CPS((\x.x +1) 3,k) =
CPS(\x.x + 1,\f.CPS(3,\x.f(x,k))) =
let g = \(x,k').CPS(x+1,k') in \f.CPS(3,\x.f(x,k)) g =
let g = \(x,k').CPS(x+1,k') in CPS(3,\x.g(x,k)) =
let g = \(x,k').CPS(x+1,k') in \x.g(x,k) 3 =
let g = \(x,k').CPS(x,\a.CPS(1,\b.let c = a + b in k' c) in g(3,k) =
let g = \(x,k').(\a.CPS(1,\b.let c = a + b in k' c) x) in g(3,k) =
let g = \(x,k').CPS(1,\b.let c = x + b in k' c) in g(3,k) =
let g = \(x,k').(\b.(let c = x + b in k' c) 1) in g(3,k) =
let g = \(x,k').(let c = x + 1 in k' c) in g(3,k) =


This CPS term would convert into the following pseudo-machine code:

(* k contains the address of the current continuation on entry
   result of function is always stored at address a  *)
g := LABEL   	(* code for g(3,k) *)
store 3 as first argument of g
store k as second argument of g 
jump LABEL
...
LABEL:          (* code for \(x,k').let c = x + 1 in k' c *)
a := first argument + 1
jump to second argument

The CPS conversion given above is a sugared version the traditional
one in the literature.  The vanilla CPS conversion does not use let
expressions, which, while operationally equivalent, makes the code
quite a bit harder to read. Appel also uses a different syntax, which
is also hard to read but more suited for implementation as a
datatype in a compiler.

IV.  Closure conversion

Although CPS conversion makes call/return addresses for functions explicit,
it hasn't done anything to help with generating code for closures.
A function with free variables must be able to access those free variables
at runtime.

The idea behind closure conversion is to make the environment explicit
by passing it as an extra argument to each function.  This basic idea can
be improved in the following way.

Def.  A function f is "known" if the only uses of are as  f x; i.e., f
always appears in function position.

Known functions can have all of their uses statically identified, and they
do not escape.  Thus, at every call site of a known function, the set of
free variables of that function are also in scope.  To see this, consider
the expression 
		let f = ...
  			in .... f x ....

Clearly, all the free variables in the body of f are still accessible
inside the body of the let, modulo values that are shadowed by bindings
of the same name.

To handy constructs are used heavily in closure conversion: record and
select.  record(x1,...,xn) makes a record of n things and may be bound in
a CPS-let.  select(i,m) selects the ith component of record m and may also
be bound in a CPS-let.  Records are used heavily to represent the closure
vallue of a function.

To make closures explicit, every function is modified as follows:

- For an unknown function f,
	an extra closure argument is added to the definition of f.
	That is, let f = \(x,k).e in ...
                 is converted to 
		 let f = <\(c,x,k).e,v1,...,vn> in ...
	where v1,...,vn are the free variables of the function.
		 
	Every use of an unknown function f(x,k) (i.e., application of a variable
	not syntactically bound to a function body) is replaced by
		f.0(f,x,k)

	By storing the code pointer at offset 0 inside the closure
	we don't have to know how big the record is to find
	the pointer.  References to free variables in the body of f
	are replaced by appropriate selections from the closure record.

- For a known function f,
	as many additional arguments are added to the function as it has
	free variables.  That is, 
		let f = \(x,k).e 
		is converted to
		let f = \(x,k,v1,...,vn).e
	where v1,...,vn are the free variables of the function.
	
	Every use of a known function is replaced by 
		f x1,...,xn  where x1,...,xn are the names for the
				free variables of f in the current context.
	Note that x1,...,xn will in general be different names, because
	all definitions and uses are converted to have no free variables.

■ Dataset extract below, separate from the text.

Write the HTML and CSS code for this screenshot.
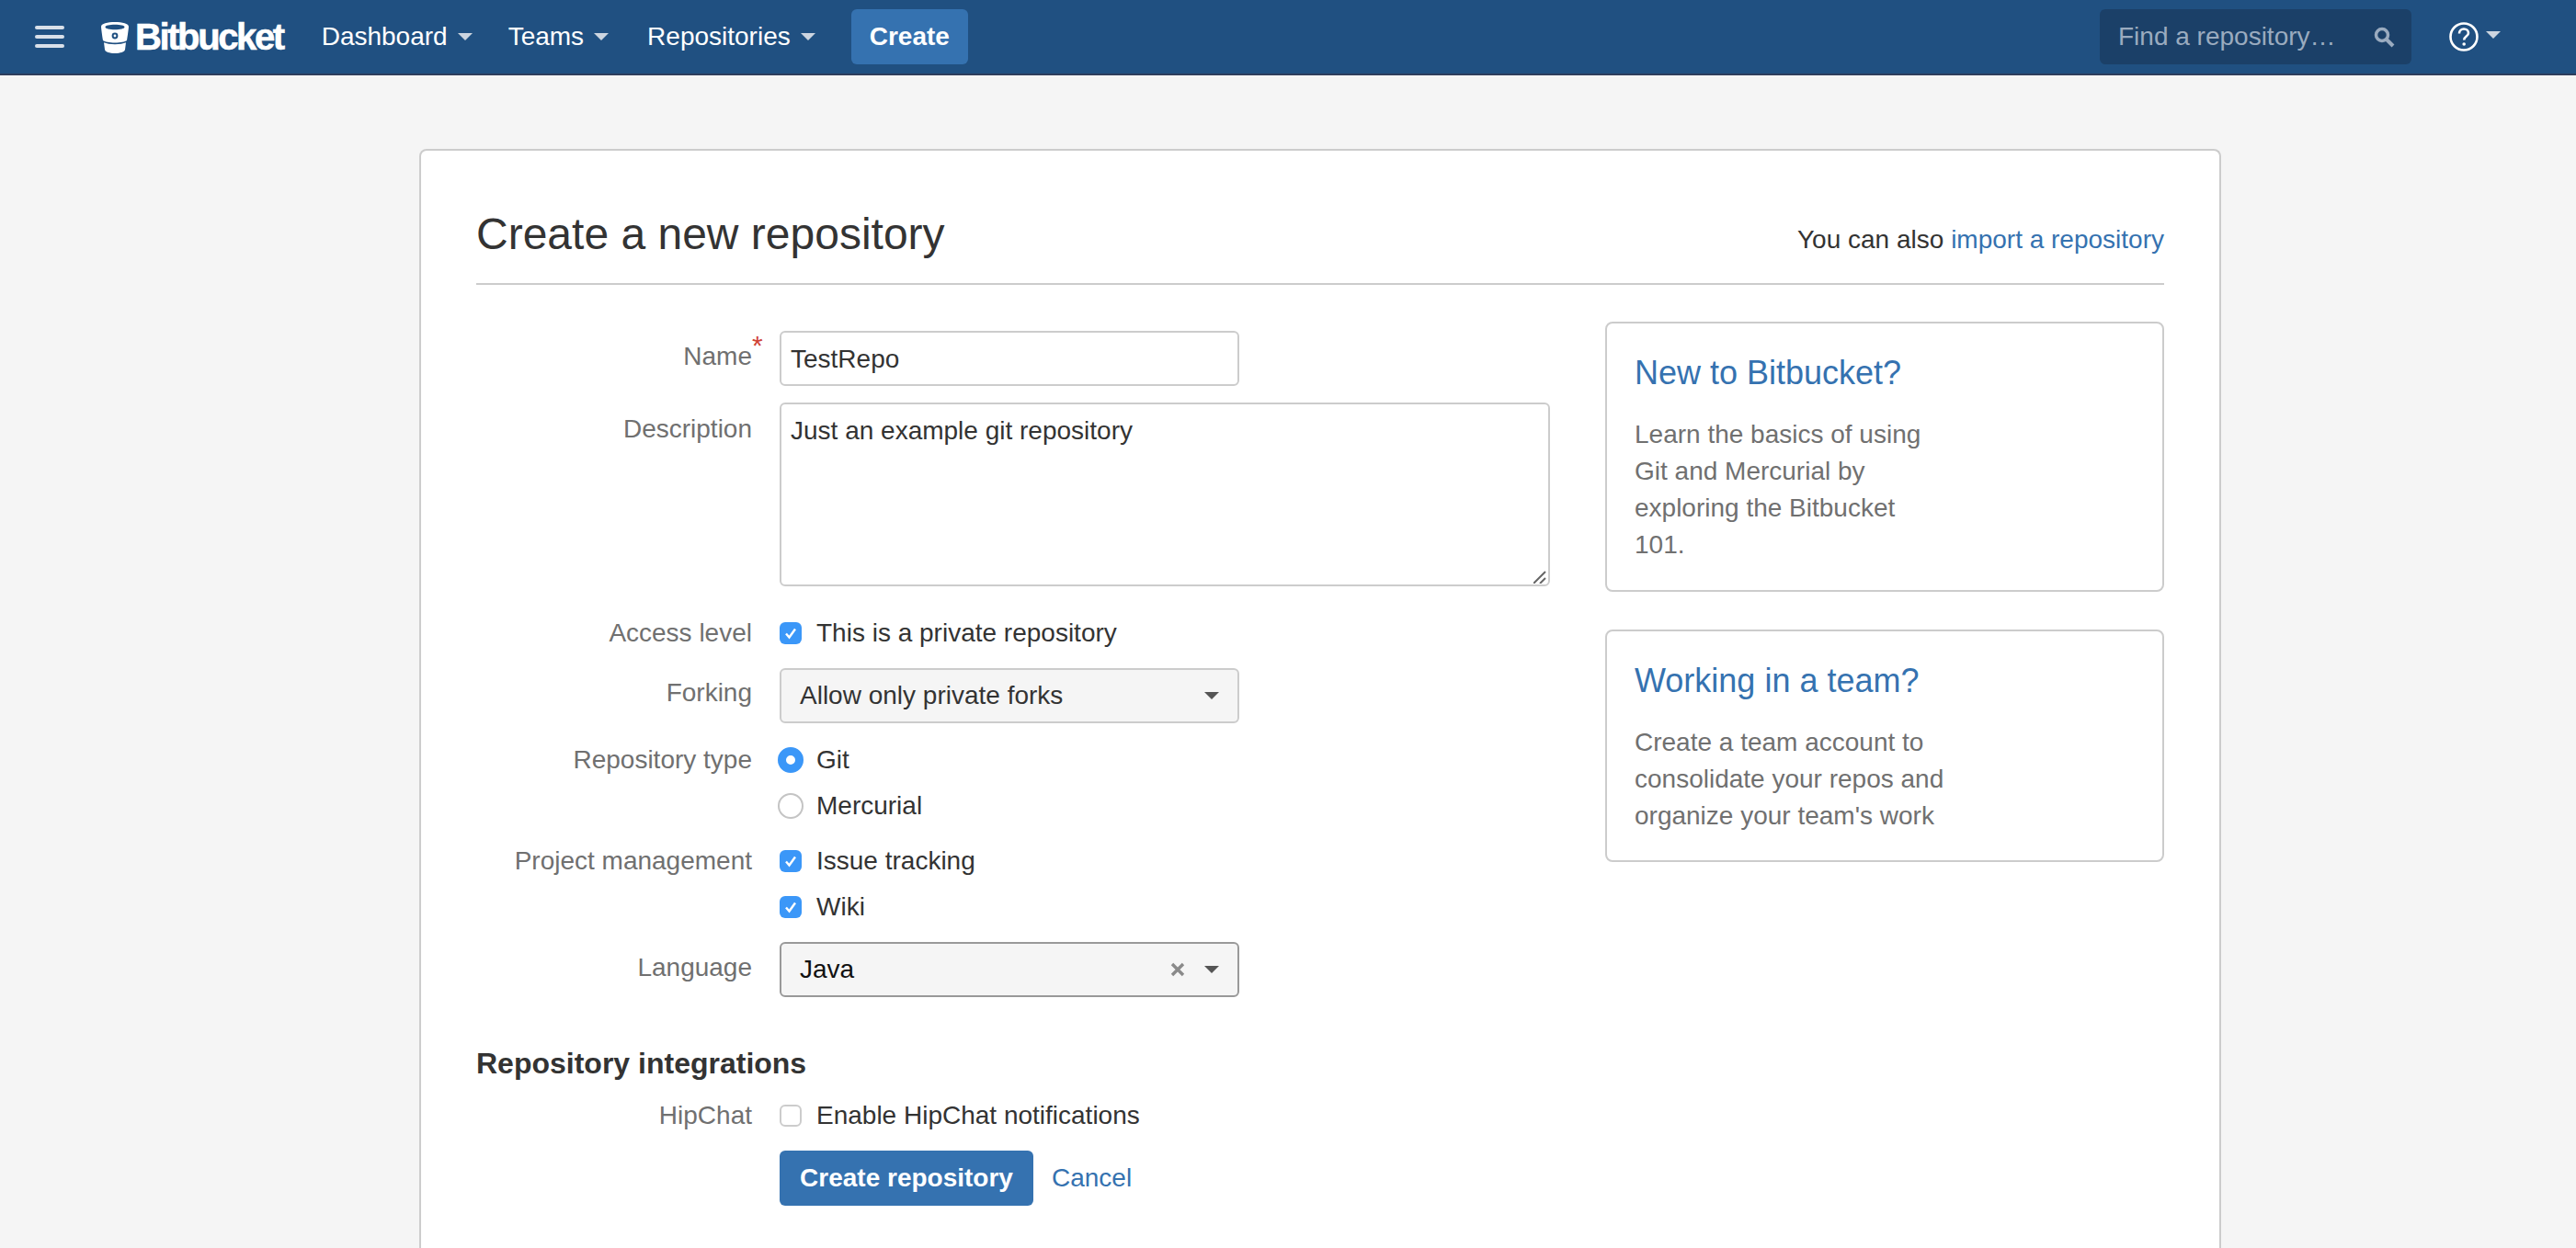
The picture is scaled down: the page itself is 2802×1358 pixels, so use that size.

V. Optimizations and Simplifications

Once CPS conversion and closure conversion are performed, a large
number of optimizations/simplifications can be usefully peformed. 
The most important are:

1. Unnest all nested function definitions.  Since there are no longer
any free variables, this is trivially correct.

2. Replace every 

	let x = record(...,vi,...) in
		.....
		let y = select(i,x) in e
 
   by   let x = record(...,vi,...) in
		.....
		e[vi/y]

3. Beta-reduce any function that is called only once or whose
   body is small.

4. Perform eta-reduction
	f(x,y) = g(x,y)  => replace all uses of f by g

5. Perform register allocation.  Here the idea is that an expression requires
a number of registers equal to the number of free variables it refers to.
If it has more free variables than the number of available registers, then
some free variables must be "spilled" by packing them into a record and
referencing them using selects (note that these selects cannot be optimized
using 2!).


VI.  Register Allocation

The code generator is easy except for register allocation.  In principle, this
phase could also be performed on the CPS and closure-converted code by
renaming all variables to from a fixed set r1-rn (the names of actual machine
registers).  The principle ideas here are to:

1. Register targetting: arrange for a function to expect an argument in a 
particular register where all calls can place it.  Successful register
targetting makes a function call as cheap as a jump instruction.

2. Register anti-targetting: if an expression will call function f and f
expects a particular argument in register i, avoid putting anything else
in register i to avoid a potential move instruction prior to the function call.